*WHAT NEEDS TO BE DONE:* Restate the data below word for word. Skip any images it contains.

━━━━

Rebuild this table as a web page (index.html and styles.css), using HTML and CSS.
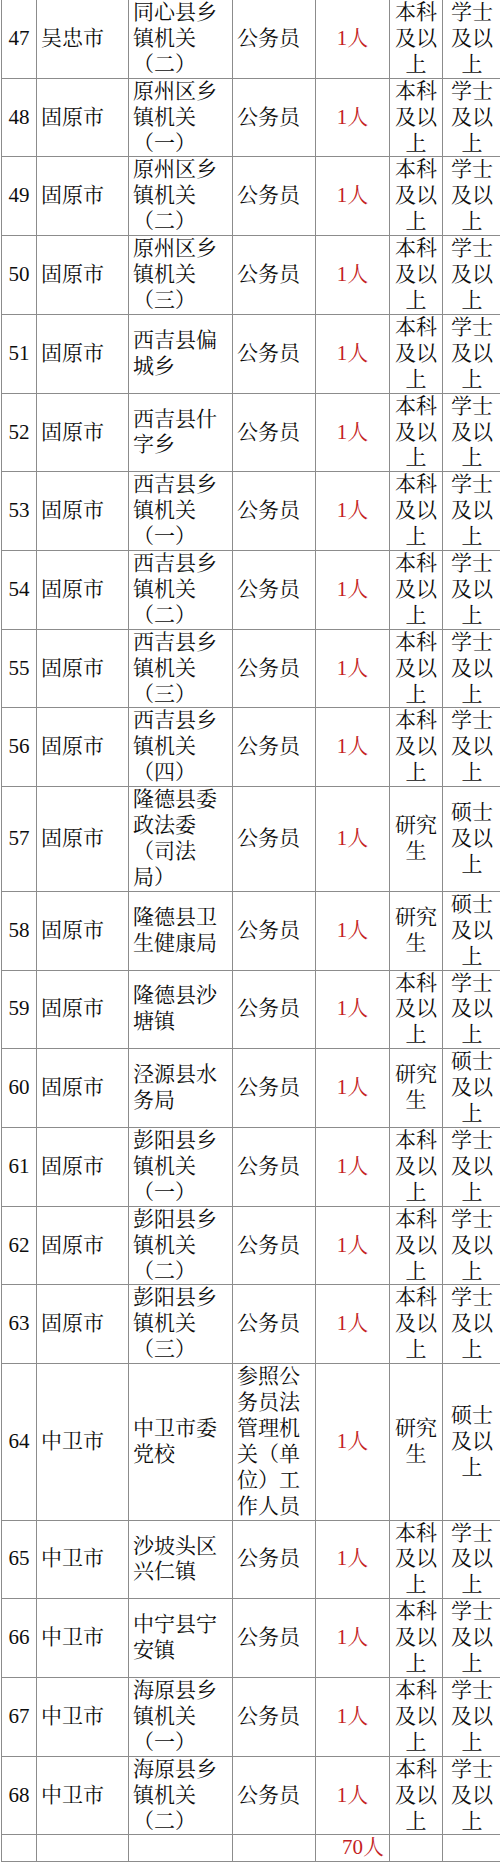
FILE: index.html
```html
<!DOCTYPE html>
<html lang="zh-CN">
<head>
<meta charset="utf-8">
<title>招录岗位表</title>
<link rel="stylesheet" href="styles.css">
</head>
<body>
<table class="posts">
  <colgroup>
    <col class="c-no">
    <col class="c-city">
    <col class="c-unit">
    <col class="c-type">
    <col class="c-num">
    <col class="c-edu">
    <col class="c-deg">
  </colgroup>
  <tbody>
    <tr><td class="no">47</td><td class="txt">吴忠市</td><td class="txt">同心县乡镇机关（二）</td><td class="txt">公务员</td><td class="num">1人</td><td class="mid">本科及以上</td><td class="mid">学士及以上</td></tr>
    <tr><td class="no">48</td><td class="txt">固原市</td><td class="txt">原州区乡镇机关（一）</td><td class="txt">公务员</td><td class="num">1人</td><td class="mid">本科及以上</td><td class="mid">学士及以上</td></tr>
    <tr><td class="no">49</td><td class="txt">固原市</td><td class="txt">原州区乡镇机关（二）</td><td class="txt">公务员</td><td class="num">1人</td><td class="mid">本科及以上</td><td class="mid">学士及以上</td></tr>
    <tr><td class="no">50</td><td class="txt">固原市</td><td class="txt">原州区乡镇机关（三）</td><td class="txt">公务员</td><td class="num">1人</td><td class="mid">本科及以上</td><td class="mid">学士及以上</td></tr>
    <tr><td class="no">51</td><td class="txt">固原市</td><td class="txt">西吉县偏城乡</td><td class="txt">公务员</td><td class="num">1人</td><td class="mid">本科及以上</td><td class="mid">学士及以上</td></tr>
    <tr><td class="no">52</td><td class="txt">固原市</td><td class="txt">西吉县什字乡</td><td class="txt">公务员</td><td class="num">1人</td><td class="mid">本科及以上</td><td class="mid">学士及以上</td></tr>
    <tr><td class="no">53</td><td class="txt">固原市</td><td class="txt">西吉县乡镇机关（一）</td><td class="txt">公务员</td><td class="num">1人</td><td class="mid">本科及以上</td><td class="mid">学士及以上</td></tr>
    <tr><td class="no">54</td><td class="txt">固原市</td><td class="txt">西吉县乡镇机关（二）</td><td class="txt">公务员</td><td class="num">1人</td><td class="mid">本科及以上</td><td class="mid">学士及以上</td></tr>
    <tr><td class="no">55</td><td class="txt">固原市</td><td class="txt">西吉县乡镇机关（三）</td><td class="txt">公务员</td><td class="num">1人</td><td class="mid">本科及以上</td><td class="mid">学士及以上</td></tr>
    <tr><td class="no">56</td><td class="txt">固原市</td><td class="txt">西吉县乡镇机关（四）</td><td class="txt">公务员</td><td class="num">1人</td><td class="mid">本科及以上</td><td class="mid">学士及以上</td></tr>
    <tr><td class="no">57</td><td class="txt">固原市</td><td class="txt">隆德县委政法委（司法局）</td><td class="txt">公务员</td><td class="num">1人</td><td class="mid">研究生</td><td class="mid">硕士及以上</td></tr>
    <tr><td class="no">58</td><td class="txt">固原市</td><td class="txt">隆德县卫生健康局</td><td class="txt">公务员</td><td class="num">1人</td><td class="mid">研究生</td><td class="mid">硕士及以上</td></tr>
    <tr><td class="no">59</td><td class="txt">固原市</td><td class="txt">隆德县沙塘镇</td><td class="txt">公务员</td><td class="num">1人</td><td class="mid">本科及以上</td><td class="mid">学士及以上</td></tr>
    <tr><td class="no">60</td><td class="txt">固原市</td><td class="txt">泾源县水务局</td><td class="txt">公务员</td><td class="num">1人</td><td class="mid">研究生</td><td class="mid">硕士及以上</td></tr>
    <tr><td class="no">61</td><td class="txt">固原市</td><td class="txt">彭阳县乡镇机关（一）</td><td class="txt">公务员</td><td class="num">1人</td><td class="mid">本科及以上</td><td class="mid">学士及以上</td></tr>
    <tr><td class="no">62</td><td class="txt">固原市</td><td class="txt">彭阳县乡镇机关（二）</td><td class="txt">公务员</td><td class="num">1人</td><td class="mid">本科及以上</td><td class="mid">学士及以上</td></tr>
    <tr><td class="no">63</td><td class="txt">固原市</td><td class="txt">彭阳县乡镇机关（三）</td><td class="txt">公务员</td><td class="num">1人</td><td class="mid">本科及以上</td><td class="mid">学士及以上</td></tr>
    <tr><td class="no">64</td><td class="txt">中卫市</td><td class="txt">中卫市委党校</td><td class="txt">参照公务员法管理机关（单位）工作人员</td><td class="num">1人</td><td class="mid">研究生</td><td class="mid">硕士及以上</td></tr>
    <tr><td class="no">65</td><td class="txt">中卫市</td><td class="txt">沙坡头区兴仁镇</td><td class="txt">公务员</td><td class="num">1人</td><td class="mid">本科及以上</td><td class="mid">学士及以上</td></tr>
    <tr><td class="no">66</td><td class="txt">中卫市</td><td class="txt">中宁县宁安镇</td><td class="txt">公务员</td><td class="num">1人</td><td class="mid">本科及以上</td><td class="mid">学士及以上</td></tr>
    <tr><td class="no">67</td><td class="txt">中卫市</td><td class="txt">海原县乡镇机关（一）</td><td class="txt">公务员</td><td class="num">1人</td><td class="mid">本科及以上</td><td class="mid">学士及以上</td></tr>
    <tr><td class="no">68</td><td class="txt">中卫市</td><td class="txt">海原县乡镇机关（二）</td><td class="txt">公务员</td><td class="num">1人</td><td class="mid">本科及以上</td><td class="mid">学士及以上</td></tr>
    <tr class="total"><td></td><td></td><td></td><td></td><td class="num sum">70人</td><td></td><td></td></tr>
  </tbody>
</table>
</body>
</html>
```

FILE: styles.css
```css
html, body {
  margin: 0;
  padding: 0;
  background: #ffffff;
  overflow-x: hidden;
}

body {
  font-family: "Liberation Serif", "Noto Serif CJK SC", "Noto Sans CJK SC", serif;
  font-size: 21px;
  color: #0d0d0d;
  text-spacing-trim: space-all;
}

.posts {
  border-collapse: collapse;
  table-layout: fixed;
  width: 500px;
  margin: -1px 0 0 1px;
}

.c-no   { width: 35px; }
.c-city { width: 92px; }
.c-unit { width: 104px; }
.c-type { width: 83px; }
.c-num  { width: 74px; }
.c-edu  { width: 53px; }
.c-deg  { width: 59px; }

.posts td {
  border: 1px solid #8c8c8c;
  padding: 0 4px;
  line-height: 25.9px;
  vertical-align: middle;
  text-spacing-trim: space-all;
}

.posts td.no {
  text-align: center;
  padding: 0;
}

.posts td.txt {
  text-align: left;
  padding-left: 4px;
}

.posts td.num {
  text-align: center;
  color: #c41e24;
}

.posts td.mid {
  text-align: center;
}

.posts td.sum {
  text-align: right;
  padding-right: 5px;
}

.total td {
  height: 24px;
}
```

━━━━

*WRITTEN ANSWER:*
Rebuild this table as a web page (index.html and styles.css), using HTML and CSS.
FILE: index.html
```html
<!DOCTYPE html>
<html lang="zh-CN">
<head>
<meta charset="utf-8">
<title>招录岗位表</title>
<link rel="stylesheet" href="styles.css">
</head>
<body>
<table class="posts">
  <colgroup>
    <col class="c-no">
    <col class="c-city">
    <col class="c-unit">
    <col class="c-type">
    <col class="c-num">
    <col class="c-edu">
    <col class="c-deg">
  </colgroup>
  <tbody>
    <tr><td class="no">47</td><td class="txt">吴忠市</td><td class="txt">同心县乡镇机关（二）</td><td class="txt">公务员</td><td class="num">1人</td><td class="mid">本科及以上</td><td class="mid">学士及以上</td></tr>
    <tr><td class="no">48</td><td class="txt">固原市</td><td class="txt">原州区乡镇机关（一）</td><td class="txt">公务员</td><td class="num">1人</td><td class="mid">本科及以上</td><td class="mid">学士及以上</td></tr>
    <tr><td class="no">49</td><td class="txt">固原市</td><td class="txt">原州区乡镇机关（二）</td><td class="txt">公务员</td><td class="num">1人</td><td class="mid">本科及以上</td><td class="mid">学士及以上</td></tr>
    <tr><td class="no">50</td><td class="txt">固原市</td><td class="txt">原州区乡镇机关（三）</td><td class="txt">公务员</td><td class="num">1人</td><td class="mid">本科及以上</td><td class="mid">学士及以上</td></tr>
    <tr><td class="no">51</td><td class="txt">固原市</td><td class="txt">西吉县偏城乡</td><td class="txt">公务员</td><td class="num">1人</td><td class="mid">本科及以上</td><td class="mid">学士及以上</td></tr>
    <tr><td class="no">52</td><td class="txt">固原市</td><td class="txt">西吉县什字乡</td><td class="txt">公务员</td><td class="num">1人</td><td class="mid">本科及以上</td><td class="mid">学士及以上</td></tr>
    <tr><td class="no">53</td><td class="txt">固原市</td><td class="txt">西吉县乡镇机关（一）</td><td class="txt">公务员</td><td class="num">1人</td><td class="mid">本科及以上</td><td class="mid">学士及以上</td></tr>
    <tr><td class="no">54</td><td class="txt">固原市</td><td class="txt">西吉县乡镇机关（二）</td><td class="txt">公务员</td><td class="num">1人</td><td class="mid">本科及以上</td><td class="mid">学士及以上</td></tr>
    <tr><td class="no">55</td><td class="txt">固原市</td><td class="txt">西吉县乡镇机关（三）</td><td class="txt">公务员</td><td class="num">1人</td><td class="mid">本科及以上</td><td class="mid">学士及以上</td></tr>
    <tr><td class="no">56</td><td class="txt">固原市</td><td class="txt">西吉县乡镇机关（四）</td><td class="txt">公务员</td><td class="num">1人</td><td class="mid">本科及以上</td><td class="mid">学士及以上</td></tr>
    <tr><td class="no">57</td><td class="txt">固原市</td><td class="txt">隆德县委政法委（司法局）</td><td class="txt">公务员</td><td class="num">1人</td><td class="mid">研究生</td><td class="mid">硕士及以上</td></tr>
    <tr><td class="no">58</td><td class="txt">固原市</td><td class="txt">隆德县卫生健康局</td><td class="txt">公务员</td><td class="num">1人</td><td class="mid">研究生</td><td class="mid">硕士及以上</td></tr>
    <tr><td class="no">59</td><td class="txt">固原市</td><td class="txt">隆德县沙塘镇</td><td class="txt">公务员</td><td class="num">1人</td><td class="mid">本科及以上</td><td class="mid">学士及以上</td></tr>
    <tr><td class="no">60</td><td class="txt">固原市</td><td class="txt">泾源县水务局</td><td class="txt">公务员</td><td class="num">1人</td><td class="mid">研究生</td><td class="mid">硕士及以上</td></tr>
    <tr><td class="no">61</td><td class="txt">固原市</td><td class="txt">彭阳县乡镇机关（一）</td><td class="txt">公务员</td><td class="num">1人</td><td class="mid">本科及以上</td><td class="mid">学士及以上</td></tr>
    <tr><td class="no">62</td><td class="txt">固原市</td><td class="txt">彭阳县乡镇机关（二）</td><td class="txt">公务员</td><td class="num">1人</td><td class="mid">本科及以上</td><td class="mid">学士及以上</td></tr>
    <tr><td class="no">63</td><td class="txt">固原市</td><td class="txt">彭阳县乡镇机关（三）</td><td class="txt">公务员</td><td class="num">1人</td><td class="mid">本科及以上</td><td class="mid">学士及以上</td></tr>
    <tr><td class="no">64</td><td class="txt">中卫市</td><td class="txt">中卫市委党校</td><td class="txt">参照公务员法管理机关（单位）工作人员</td><td class="num">1人</td><td class="mid">研究生</td><td class="mid">硕士及以上</td></tr>
    <tr><td class="no">65</td><td class="txt">中卫市</td><td class="txt">沙坡头区兴仁镇</td><td class="txt">公务员</td><td class="num">1人</td><td class="mid">本科及以上</td><td class="mid">学士及以上</td></tr>
    <tr><td class="no">66</td><td class="txt">中卫市</td><td class="txt">中宁县宁安镇</td><td class="txt">公务员</td><td class="num">1人</td><td class="mid">本科及以上</td><td class="mid">学士及以上</td></tr>
    <tr><td class="no">67</td><td class="txt">中卫市</td><td class="txt">海原县乡镇机关（一）</td><td class="txt">公务员</td><td class="num">1人</td><td class="mid">本科及以上</td><td class="mid">学士及以上</td></tr>
    <tr><td class="no">68</td><td class="txt">中卫市</td><td class="txt">海原县乡镇机关（二）</td><td class="txt">公务员</td><td class="num">1人</td><td class="mid">本科及以上</td><td class="mid">学士及以上</td></tr>
    <tr class="total"><td></td><td></td><td></td><td></td><td class="num sum">70人</td><td></td><td></td></tr>
  </tbody>
</table>
</body>
</html>
```

FILE: styles.css
```css
html, body {
  margin: 0;
  padding: 0;
  background: #ffffff;
  overflow-x: hidden;
}

body {
  font-family: "Liberation Serif", "Noto Serif CJK SC", "Noto Sans CJK SC", serif;
  font-size: 21px;
  color: #0d0d0d;
  text-spacing-trim: space-all;
}

.posts {
  border-collapse: collapse;
  table-layout: fixed;
  width: 500px;
  margin: -1px 0 0 1px;
}

.c-no   { width: 35px; }
.c-city { width: 92px; }
.c-unit { width: 104px; }
.c-type { width: 83px; }
.c-num  { width: 74px; }
.c-edu  { width: 53px; }
.c-deg  { width: 59px; }

.posts td {
  border: 1px solid #8c8c8c;
  padding: 0 4px;
  line-height: 25.9px;
  vertical-align: middle;
  text-spacing-trim: space-all;
}

.posts td.no {
  text-align: center;
  padding: 0;
}

.posts td.txt {
  text-align: left;
  padding-left: 4px;
}

.posts td.num {
  text-align: center;
  color: #c41e24;
}

.posts td.mid {
  text-align: center;
}

.posts td.sum {
  text-align: right;
  padding-right: 5px;
}

.total td {
  height: 24px;
}
```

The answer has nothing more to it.